The underwriting syndicate is large: Morgan Stanley and J.P. Morgan lead the deal, alongside Barclays, BofA Securities, Evercore ISI, Guggenheim Securities, Wolfe | Nomura Alliance, and BNP Paribas. A broad bank group usually signals that the bookrunners think the story can attract both infrastructure-minded and growth-oriented investors.
ERock’s management team also looks built for a public-company pitch. CEO John Carrington previously led Stem and MiaSolé and spent years at GE. President Corey Amthor has been with ERock since 2014. CFO Ian Blakely brings energy-tech and private equity experience, while COO Paul Froutan previously led Google’s global data center operations and infrastructure.
Why this IPO matters now
ERock is filing into a market where power is becoming a bottleneck for digital growth. The company cites North American peak demand growth of 224 to 245 GW over the next decade, while the International Energy Agency projects U.S. load growth of about 5.7% annually from 2025 to 2030. Those are not small adjustments; they are signs that the grid will keep getting harder to ignore.

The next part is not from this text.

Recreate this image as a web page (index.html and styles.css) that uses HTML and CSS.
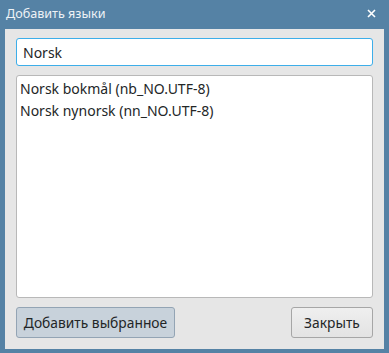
FILE: index.html
```html
<!DOCTYPE html>
<html>
<head>
<meta charset="utf-8">
<link rel="stylesheet" href="styles.css">
</head>
<body>
<div class="window">
  <div class="titlebar">
    <span class="title">Добавить языки</span>
    <svg class="close" width="9" height="9" viewBox="0 0 9 9"><path d="M1 1L8 8M8 1L1 8" stroke="#ffffff" stroke-width="1.6"/></svg>
  </div>
  <div class="content">
    <div class="search">Norsk</div>
    <div class="list">
      <div class="item">Norsk bokmål (nb_NO.UTF-8)</div>
      <div class="item">Norsk nynorsk (nn_NO.UTF-8)</div>
    </div>
    <div class="buttons">
      <button class="btn primary">Добавить выбранное</button>
      <button class="btn">Закрыть</button>
    </div>
  </div>
</div>
</body>
</html>
```
FILE: styles.css
```css
html, body { margin: 0; padding: 0; }
body { width: 389px; height: 353px; font-family: "Noto Sans", sans-serif; font-size: 14px; color: #232627; }
.window { width: 389px; height: 353px; box-sizing: border-box; background: #5582a5; padding: 0 5px 4px 5px; display: flex; flex-direction: column; }
.titlebar { height: 29px; display: flex; align-items: center; justify-content: space-between; color: #eef2f6; padding: 0 8px 0 1px; }
.title { font-size: 12.6px; position: relative; top: -1px; }
.close { margin-top: -2px; }
.content { flex: 1; background: #e6e6e6; padding: 9px 11px 11px 11px; display: flex; flex-direction: column; }
.search { height: 28px; box-sizing: border-box; border: 1px solid #3daee9; border-radius: 3px; background: #fff; padding: 0 6px; display: flex; align-items: center; }
.list { margin-top: 9px; height: 223px; box-sizing: border-box; border: 1px solid #b8b8b8; border-radius: 3px; background: #fff; padding: 2px 3px; }
.item { height: 22px; line-height: 22px; }
.buttons { margin-top: 9px; display: flex; justify-content: space-between; }
.btn { font-family: "Noto Sans", sans-serif; font-size: 13.8px; color: #232627; height: 31px; box-sizing: border-box; border: 1px solid #a6a6a6; border-radius: 3px; background: linear-gradient(#efefef, #e3e3e3); padding: 0; white-space: nowrap; text-align: center; }
.btn.primary { background: #c8d2db; border-color: #93a4b4; width: 159px; }
.btn:last-child { width: 82px; }
```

For investors, the key question is whether ERock can turn its installed base into a durable public-market story. The company already has scale, recurring revenue, and a long backlog. What it still needs to prove is that it can keep growing assembly capacity, protect margins, and convert more of the grid’s pain points into signed contracts rather than just pipeline.
If ERock prices well, the market will likely treat it as a test case for a very specific thesis: distributed power is becoming infrastructure for the AI era. If the stock performs after listing, expect more scrutiny on other private players selling firm power, backup generation, and grid-support services to data centers and utilities.
The real question now is whether investors see ERock as an energy equipment company, a recurring-services business, or a hybrid infrastructure play. That answer will decide whether the IPO opens a door for similar listings or becomes a one-off bet on a company that got to scale before the public markets noticed.